Exclude images, then output the remaining data verbatim.
▽
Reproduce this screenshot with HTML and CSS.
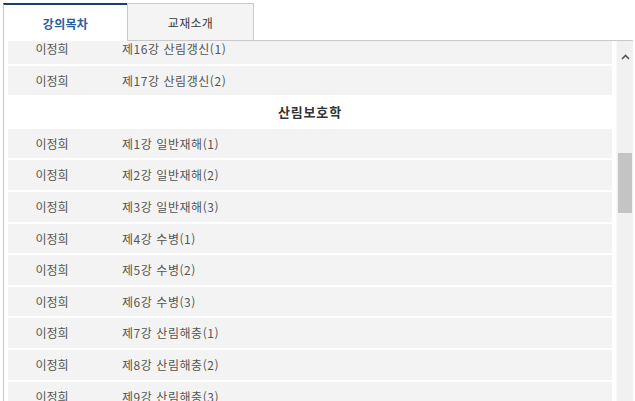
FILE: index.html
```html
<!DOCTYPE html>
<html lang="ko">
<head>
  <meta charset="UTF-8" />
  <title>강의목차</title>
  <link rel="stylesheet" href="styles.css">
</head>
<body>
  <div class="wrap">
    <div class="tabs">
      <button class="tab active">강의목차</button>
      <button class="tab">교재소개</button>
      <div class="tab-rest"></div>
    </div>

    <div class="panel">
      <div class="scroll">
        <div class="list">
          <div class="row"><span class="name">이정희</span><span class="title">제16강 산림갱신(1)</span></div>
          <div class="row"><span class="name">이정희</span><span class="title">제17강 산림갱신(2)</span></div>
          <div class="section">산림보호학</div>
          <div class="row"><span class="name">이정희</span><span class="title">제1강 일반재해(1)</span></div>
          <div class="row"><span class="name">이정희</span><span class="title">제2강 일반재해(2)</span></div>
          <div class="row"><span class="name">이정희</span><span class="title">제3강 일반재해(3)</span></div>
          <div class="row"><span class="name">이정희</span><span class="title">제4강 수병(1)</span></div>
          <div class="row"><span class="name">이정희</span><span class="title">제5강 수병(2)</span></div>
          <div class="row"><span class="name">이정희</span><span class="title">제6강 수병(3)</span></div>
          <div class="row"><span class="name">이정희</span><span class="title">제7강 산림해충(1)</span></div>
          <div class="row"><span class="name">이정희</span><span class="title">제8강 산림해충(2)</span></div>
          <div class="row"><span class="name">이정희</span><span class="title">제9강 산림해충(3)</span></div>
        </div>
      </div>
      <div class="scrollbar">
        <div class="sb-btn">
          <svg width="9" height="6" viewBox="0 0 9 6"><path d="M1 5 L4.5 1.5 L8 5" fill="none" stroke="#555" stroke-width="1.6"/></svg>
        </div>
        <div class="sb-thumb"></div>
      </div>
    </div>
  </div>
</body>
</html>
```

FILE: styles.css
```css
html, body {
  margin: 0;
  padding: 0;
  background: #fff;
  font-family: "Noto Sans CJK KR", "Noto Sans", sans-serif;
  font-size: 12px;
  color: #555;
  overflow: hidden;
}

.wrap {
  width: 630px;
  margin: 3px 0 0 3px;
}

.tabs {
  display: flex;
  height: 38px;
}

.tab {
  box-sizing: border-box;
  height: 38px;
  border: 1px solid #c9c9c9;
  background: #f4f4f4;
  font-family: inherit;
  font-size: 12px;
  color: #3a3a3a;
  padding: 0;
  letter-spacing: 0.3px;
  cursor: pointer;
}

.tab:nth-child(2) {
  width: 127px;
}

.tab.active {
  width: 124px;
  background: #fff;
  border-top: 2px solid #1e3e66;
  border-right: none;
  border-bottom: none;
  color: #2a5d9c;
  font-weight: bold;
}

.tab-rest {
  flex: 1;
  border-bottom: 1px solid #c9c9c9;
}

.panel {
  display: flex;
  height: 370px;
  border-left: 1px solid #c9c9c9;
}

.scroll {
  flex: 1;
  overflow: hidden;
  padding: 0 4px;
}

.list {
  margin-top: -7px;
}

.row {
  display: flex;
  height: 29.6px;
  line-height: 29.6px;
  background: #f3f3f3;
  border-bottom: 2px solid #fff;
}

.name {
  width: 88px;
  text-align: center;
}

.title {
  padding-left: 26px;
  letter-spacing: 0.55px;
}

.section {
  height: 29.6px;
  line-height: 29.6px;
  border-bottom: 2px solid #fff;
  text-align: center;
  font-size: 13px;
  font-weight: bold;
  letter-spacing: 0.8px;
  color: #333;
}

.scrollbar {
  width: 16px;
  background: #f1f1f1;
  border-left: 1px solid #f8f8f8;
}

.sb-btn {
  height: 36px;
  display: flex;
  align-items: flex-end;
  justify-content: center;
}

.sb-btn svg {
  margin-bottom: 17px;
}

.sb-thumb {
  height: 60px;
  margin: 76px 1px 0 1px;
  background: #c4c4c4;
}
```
△
### ANSWER TO THIS PROBLEM
Reproduce this screenshot with HTML and CSS.
FILE: index.html
```html
<!DOCTYPE html>
<html lang="ko">
<head>
  <meta charset="UTF-8" />
  <title>강의목차</title>
  <link rel="stylesheet" href="styles.css">
</head>
<body>
  <div class="wrap">
    <div class="tabs">
      <button class="tab active">강의목차</button>
      <button class="tab">교재소개</button>
      <div class="tab-rest"></div>
    </div>

    <div class="panel">
      <div class="scroll">
        <div class="list">
          <div class="row"><span class="name">이정희</span><span class="title">제16강 산림갱신(1)</span></div>
          <div class="row"><span class="name">이정희</span><span class="title">제17강 산림갱신(2)</span></div>
          <div class="section">산림보호학</div>
          <div class="row"><span class="name">이정희</span><span class="title">제1강 일반재해(1)</span></div>
          <div class="row"><span class="name">이정희</span><span class="title">제2강 일반재해(2)</span></div>
          <div class="row"><span class="name">이정희</span><span class="title">제3강 일반재해(3)</span></div>
          <div class="row"><span class="name">이정희</span><span class="title">제4강 수병(1)</span></div>
          <div class="row"><span class="name">이정희</span><span class="title">제5강 수병(2)</span></div>
          <div class="row"><span class="name">이정희</span><span class="title">제6강 수병(3)</span></div>
          <div class="row"><span class="name">이정희</span><span class="title">제7강 산림해충(1)</span></div>
          <div class="row"><span class="name">이정희</span><span class="title">제8강 산림해충(2)</span></div>
          <div class="row"><span class="name">이정희</span><span class="title">제9강 산림해충(3)</span></div>
        </div>
      </div>
      <div class="scrollbar">
        <div class="sb-btn">
          <svg width="9" height="6" viewBox="0 0 9 6"><path d="M1 5 L4.5 1.5 L8 5" fill="none" stroke="#555" stroke-width="1.6"/></svg>
        </div>
        <div class="sb-thumb"></div>
      </div>
    </div>
  </div>
</body>
</html>
```

FILE: styles.css
```css
html, body {
  margin: 0;
  padding: 0;
  background: #fff;
  font-family: "Noto Sans CJK KR", "Noto Sans", sans-serif;
  font-size: 12px;
  color: #555;
  overflow: hidden;
}

.wrap {
  width: 630px;
  margin: 3px 0 0 3px;
}

.tabs {
  display: flex;
  height: 38px;
}

.tab {
  box-sizing: border-box;
  height: 38px;
  border: 1px solid #c9c9c9;
  background: #f4f4f4;
  font-family: inherit;
  font-size: 12px;
  color: #3a3a3a;
  padding: 0;
  letter-spacing: 0.3px;
  cursor: pointer;
}

.tab:nth-child(2) {
  width: 127px;
}

.tab.active {
  width: 124px;
  background: #fff;
  border-top: 2px solid #1e3e66;
  border-right: none;
  border-bottom: none;
  color: #2a5d9c;
  font-weight: bold;
}

.tab-rest {
  flex: 1;
  border-bottom: 1px solid #c9c9c9;
}

.panel {
  display: flex;
  height: 370px;
  border-left: 1px solid #c9c9c9;
}

.scroll {
  flex: 1;
  overflow: hidden;
  padding: 0 4px;
}

.list {
  margin-top: -7px;
}

.row {
  display: flex;
  height: 29.6px;
  line-height: 29.6px;
  background: #f3f3f3;
  border-bottom: 2px solid #fff;
}

.name {
  width: 88px;
  text-align: center;
}

.title {
  padding-left: 26px;
  letter-spacing: 0.55px;
}

.section {
  height: 29.6px;
  line-height: 29.6px;
  border-bottom: 2px solid #fff;
  text-align: center;
  font-size: 13px;
  font-weight: bold;
  letter-spacing: 0.8px;
  color: #333;
}

.scrollbar {
  width: 16px;
  background: #f1f1f1;
  border-left: 1px solid #f8f8f8;
}

.sb-btn {
  height: 36px;
  display: flex;
  align-items: flex-end;
  justify-content: center;
}

.sb-btn svg {
  margin-bottom: 17px;
}

.sb-thumb {
  height: 60px;
  margin: 76px 1px 0 1px;
  background: #c4c4c4;
}
```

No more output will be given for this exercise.